*SET TASK*
Find how many lines in the material contain "this"; your answer should be that number alone.
★ ★ ★ ★
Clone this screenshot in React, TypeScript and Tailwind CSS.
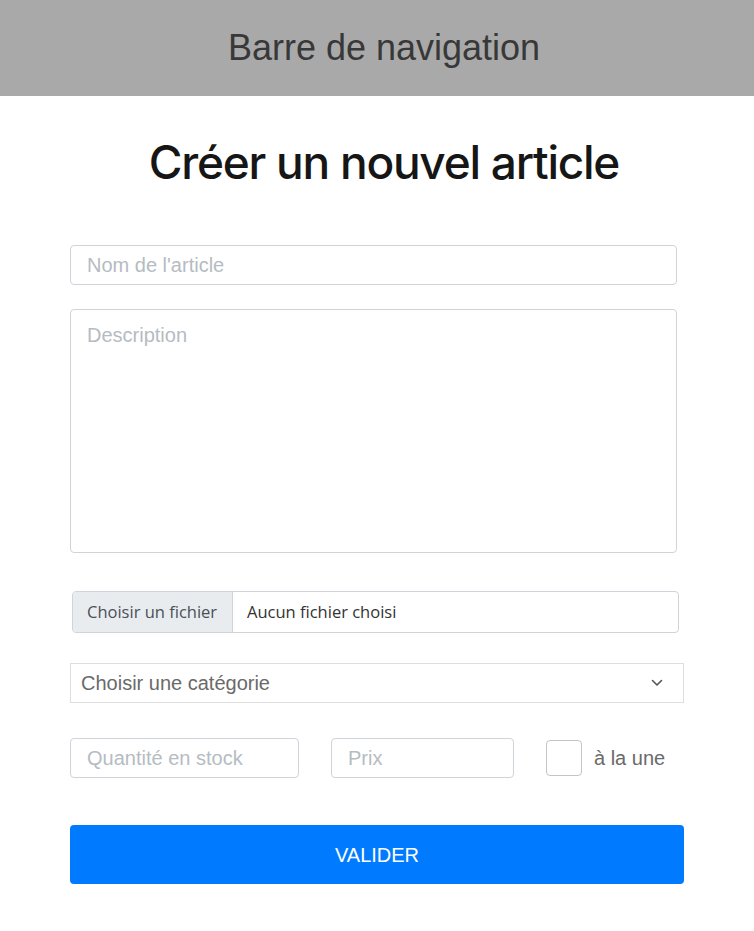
export default function App() {
  return (
    <div className="min-h-[931px] w-[754px] bg-white font-['Liberation_Sans',Arial,sans-serif]">
      <nav className="flex h-[96px] items-center justify-center bg-[#a9a9a9] pl-[14px]">
        <span className="text-[36px] leading-none text-[#383838]">Barre de navigation</span>
      </nav>

      <main className="px-[70px]">
        <h1 className="mt-[39px] pl-[14px] text-center font-['Inter',sans-serif] text-[46px] leading-[1.2] font-medium tracking-[-1.25px] text-[#161616]">
          Créer un nouvel article
        </h1>

        <form className="mt-[55px] flex flex-col">
          <input
            className="h-[40px] w-[607px] rounded-[4px] border border-[#ced4da] px-[16px] text-[20px] text-[#495057] outline-none placeholder:text-[#b5bcc2]"
            placeholder="Nom de l'article"
          />
          <textarea
            className="mt-[24px] h-[244px] w-[607px] resize-none rounded-[4px] border border-[#ced4da] px-[16px] py-[14px] text-[20px] leading-[1.15] text-[#495057] outline-none placeholder:text-[#b5bcc2]"
            placeholder="Description"
          />

          <div className="mt-[38px] ml-[2px] flex h-[42px] w-[607px] items-stretch overflow-hidden rounded-[4px] border border-[#ced4da] font-['Open_Sans',sans-serif] text-[16.5px] text-[#495057]">
            <span className="flex w-[160px] items-center border-r border-[#ced4da] bg-[#e9ecef] pl-[14px]">Choisir un fichier</span>
            <span className="flex items-center pl-[14px] text-[#333]">Aucun fichier choisi</span>
          </div>

          <div className="mt-[30px] flex h-[40px] w-[614px] items-center justify-between border border-[#dedede] pr-[20px] pl-[10px] text-[20px] text-[#6a6a6a]">
            <span>Choisir une catégorie</span>
            <svg width="12" height="8" viewBox="0 0 12 8" fill="none">
              <path d="M1.5 1.5 6 6l4.5-4.5" stroke="#555" strokeWidth="1.6" strokeLinecap="round" strokeLinejoin="round" />
            </svg>
          </div>

          <div className="mt-[35px] flex items-center">
            <input
              className="h-[40px] w-[229px] rounded-[4px] border border-[#ced4da] px-[16px] text-[20px] outline-none placeholder:text-[#b5bcc2]"
              placeholder="Quantité en stock"
            />
            <input
              className="ml-[32px] h-[40px] w-[183px] rounded-[4px] border border-[#ced4da] px-[16px] text-[20px] outline-none placeholder:text-[#b5bcc2]"
              placeholder="Prix"
            />
            <span className="ml-[32px] h-[36px] w-[36px] rounded-[4px] border border-[#c4c4c4] bg-white" />
            <span className="ml-[12px] text-[20px] text-[#6a6a6a]">à la une</span>
          </div>

          <button
            type="button"
            className="mt-[47px] h-[59px] w-[614px] rounded-[4px] bg-[#007bff] text-[20px] text-white"
          >
            VALIDER
          </button>
        </form>
      </main>
    </div>
  );
}
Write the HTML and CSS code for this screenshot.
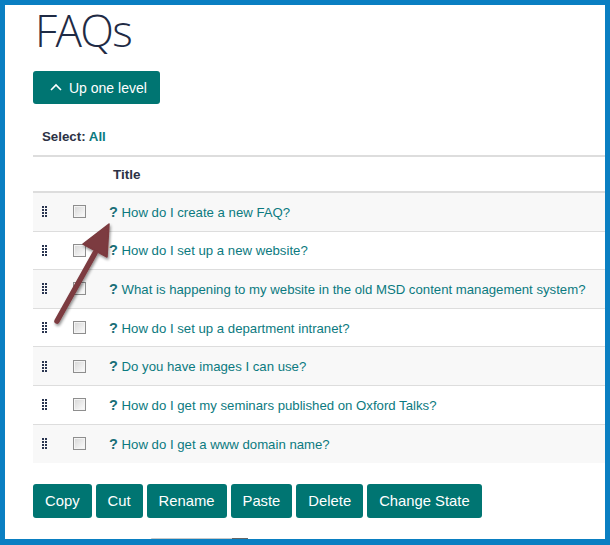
FILE: index.html
```html
<!DOCTYPE html>
<html>
<head>
<meta charset="utf-8">
<link rel="stylesheet" href="styles.css">
</head>
<body>
<div class="frame">
  <div class="content">
    <h1 class="title">FAQs</h1>
    <button class="btn up-btn">
      <svg class="chev" width="12" height="8" viewBox="0 0 12 8"><path d="M1 7 L6 2 L11 7" fill="none" stroke="#fff" stroke-width="1.6"/></svg>
      Up one level
    </button>
    <div class="select-line"><span class="select-label">Select:</span> <a class="select-all">All</a></div>
    <div class="table">
      <div class="thead"><div class="c-handle"></div><div class="c-check"></div><div class="c-title">Title</div></div>
      <div class="row shaded"><div class="c-handle"><svg class="grip" width="6" height="11" viewBox="0 0 6 11"><g fill="#2a3550"><rect x="0" y="0" width="2" height="2"/><rect x="3" y="0" width="2" height="2"/><rect x="0" y="3" width="2" height="2"/><rect x="3" y="3" width="2" height="2"/><rect x="0" y="6" width="2" height="2"/><rect x="3" y="6" width="2" height="2"/><rect x="0" y="9" width="2" height="2"/><rect x="3" y="9" width="2" height="2"/></g></svg></div><div class="c-check"><span class="cb"></span></div><div class="c-title"><span class="q">?</span> <a>How do I create a new FAQ?</a></div></div>
      <div class="row"><div class="c-handle"><svg class="grip" width="6" height="11" viewBox="0 0 6 11"><g fill="#2a3550"><rect x="0" y="0" width="2" height="2"/><rect x="3" y="0" width="2" height="2"/><rect x="0" y="3" width="2" height="2"/><rect x="3" y="3" width="2" height="2"/><rect x="0" y="6" width="2" height="2"/><rect x="3" y="6" width="2" height="2"/><rect x="0" y="9" width="2" height="2"/><rect x="3" y="9" width="2" height="2"/></g></svg></div><div class="c-check"><span class="cb"></span></div><div class="c-title"><span class="q">?</span> <a>How do I set up a new website?</a></div></div>
      <div class="row shaded"><div class="c-handle"><svg class="grip" width="6" height="11" viewBox="0 0 6 11"><g fill="#2a3550"><rect x="0" y="0" width="2" height="2"/><rect x="3" y="0" width="2" height="2"/><rect x="0" y="3" width="2" height="2"/><rect x="3" y="3" width="2" height="2"/><rect x="0" y="6" width="2" height="2"/><rect x="3" y="6" width="2" height="2"/><rect x="0" y="9" width="2" height="2"/><rect x="3" y="9" width="2" height="2"/></g></svg></div><div class="c-check"><span class="cb"></span></div><div class="c-title"><span class="q">?</span> <a>What is happening to my website in the old MSD content management system?</a></div></div>
      <div class="row"><div class="c-handle"><svg class="grip" width="6" height="11" viewBox="0 0 6 11"><g fill="#2a3550"><rect x="0" y="0" width="2" height="2"/><rect x="3" y="0" width="2" height="2"/><rect x="0" y="3" width="2" height="2"/><rect x="3" y="3" width="2" height="2"/><rect x="0" y="6" width="2" height="2"/><rect x="3" y="6" width="2" height="2"/><rect x="0" y="9" width="2" height="2"/><rect x="3" y="9" width="2" height="2"/></g></svg></div><div class="c-check"><span class="cb"></span></div><div class="c-title"><span class="q">?</span> <a>How do I set up a department intranet?</a></div></div>
      <div class="row shaded"><div class="c-handle"><svg class="grip" width="6" height="11" viewBox="0 0 6 11"><g fill="#2a3550"><rect x="0" y="0" width="2" height="2"/><rect x="3" y="0" width="2" height="2"/><rect x="0" y="3" width="2" height="2"/><rect x="3" y="3" width="2" height="2"/><rect x="0" y="6" width="2" height="2"/><rect x="3" y="6" width="2" height="2"/><rect x="0" y="9" width="2" height="2"/><rect x="3" y="9" width="2" height="2"/></g></svg></div><div class="c-check"><span class="cb"></span></div><div class="c-title"><span class="q">?</span> <a>Do you have images I can use?</a></div></div>
      <div class="row"><div class="c-handle"><svg class="grip" width="6" height="11" viewBox="0 0 6 11"><g fill="#2a3550"><rect x="0" y="0" width="2" height="2"/><rect x="3" y="0" width="2" height="2"/><rect x="0" y="3" width="2" height="2"/><rect x="3" y="3" width="2" height="2"/><rect x="0" y="6" width="2" height="2"/><rect x="3" y="6" width="2" height="2"/><rect x="0" y="9" width="2" height="2"/><rect x="3" y="9" width="2" height="2"/></g></svg></div><div class="c-check"><span class="cb"></span></div><div class="c-title"><span class="q">?</span> <a>How do I get my seminars published on Oxford Talks?</a></div></div>
      <div class="row shaded"><div class="c-handle"><svg class="grip" width="6" height="11" viewBox="0 0 6 11"><g fill="#2a3550"><rect x="0" y="0" width="2" height="2"/><rect x="3" y="0" width="2" height="2"/><rect x="0" y="3" width="2" height="2"/><rect x="3" y="3" width="2" height="2"/><rect x="0" y="6" width="2" height="2"/><rect x="3" y="6" width="2" height="2"/><rect x="0" y="9" width="2" height="2"/><rect x="3" y="9" width="2" height="2"/></g></svg></div><div class="c-check"><span class="cb"></span></div><div class="c-title"><span class="q">?</span> <a>How do I get a www domain name?</a></div></div>
    </div>
    <div class="actions">
      <button class="btn">Copy</button>
      <button class="btn">Cut</button>
      <button class="btn">Rename</button>
      <button class="btn">Paste</button>
      <button class="btn">Delete</button>
      <button class="btn">Change State</button>
    </div>
    <div class="peek"><span class="peek-arrow"></span></div>
  </div>
  <svg class="annot" width="90" height="120" viewBox="0 0 90 120">
    <defs>
      <filter id="sh" x="-30%" y="-30%" width="160%" height="160%">
        <feGaussianBlur in="SourceAlpha" stdDeviation="1.5"/>
        <feOffset dx="1" dy="2" result="b"/>
        <feComponentTransfer><feFuncA type="linear" slope="0.45"/></feComponentTransfer>
        <feMerge><feMergeNode/><feMergeNode in="SourceGraphic"/></feMerge>
      </filter>
    </defs>
    <g filter="url(#sh)">
      <line x1="17" y1="101" x2="55" y2="33" stroke="#7b3a3f" stroke-width="5.5" stroke-linecap="round"/>
      <path d="M69 4 L43 24 L67 37 Z" fill="#7b3a3f" stroke="#7b3a3f" stroke-width="1.5" stroke-linejoin="round"/>
    </g>
  </svg>
</div>
</body>
</html>
```
FILE: styles.css
```css
* { box-sizing: border-box; }
html, body { margin: 0; padding: 0; }
body { font-family: "Liberation Sans", Arial, sans-serif; background: #fff; }
.frame {
  position: relative;
  width: 610px;
  height: 545px;
  border: 5px solid #0a7fc2;
  border-bottom-width: 6px;
  overflow: hidden;
  background: #fff;
}
.content { padding-left: 28px; }
.title {
  margin: 0;
  padding-left: 2px;
  height: 61px;
  font-family: "Open Sans", "Lato", sans-serif;
  font-weight: 300;
  font-size: 44px;
  line-height: 50px;
  letter-spacing: -1.6px;
  color: #1f2b45;
}
.btn {
  display: inline-flex;
  align-items: center;
  height: 34px;
  padding: 0 12px;
  border: 0;
  border-radius: 3px;
  background: #007572;
  color: #fff;
  font-family: "Liberation Sans", Arial, sans-serif;
  font-size: 14.8px;
  cursor: pointer;
}
.up-btn {
  height: 33px;
  width: 127px;
  padding: 0 0 0 17px;
  margin-top: 5px;
  font-size: 14px;
}
.chev { margin-right: 7px; margin-top: -1px; }
.select-line {
  margin-top: 25px;
  padding-left: 9px;
  font-size: 13.3px;
  font-weight: bold;
  line-height: 16px;
  color: #2c3245;
}
.select-all { color: #0b7a80; }
.table { margin-top: 10px; }
.thead {
  display: flex;
  align-items: center;
  height: 38px;
  border-top: 2px solid #dddddd;
  border-bottom: 2px solid #dddddd;
}
.thead .c-title { font-weight: bold; font-size: 13.5px; color: #2c3245; padding-left: 4px; }
.row {
  display: flex;
  align-items: center;
  height: 38.6px;
  border-bottom: 1px solid #dddddd;
  font-size: 13.2px;
}
.row:last-child { border-bottom: 0; height: 38px; }
.row.shaded { background: #f8f8f8; }
.c-handle { flex: 0 0 40px; padding-left: 9px; display: flex; align-items: center; }
.c-check { flex: 0 0 36px; display: flex; align-items: center; }
.c-title { flex: 1 1 auto; white-space: nowrap; }
.grip { display: block; }
.cb {
  display: block;
  width: 13px;
  height: 13px;
  border: 1px solid #8e8e8e;
  background: linear-gradient(135deg, #d6d6d6, #fdfdfd);
  box-shadow: inset 0 0 0 1px #f4f4f4;
}
.q { color: #1a6f78; font-weight: bold; font-size: 14.5px; }
.c-title a { color: #0b7a80; }
.actions {
  display: flex;
  gap: 4px;
  margin-top: 21px;
}
.peek {
  position: relative;
  margin-top: 20px;
  margin-left: 118px;
  width: 97px;
  height: 20px;
  border-top: 1px solid #c8c8c8;
  border-left: 1px solid #e0e0e0;
}
.peek-arrow {
  position: absolute;
  right: 0;
  top: -1px;
  width: 16px;
  height: 20px;
  background: #666;
}
.annot {
  position: absolute;
  left: 35px;
  top: 215px;
}
```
★ ★ ★ ★
*SOLUTION TO THE EXERCISE*
2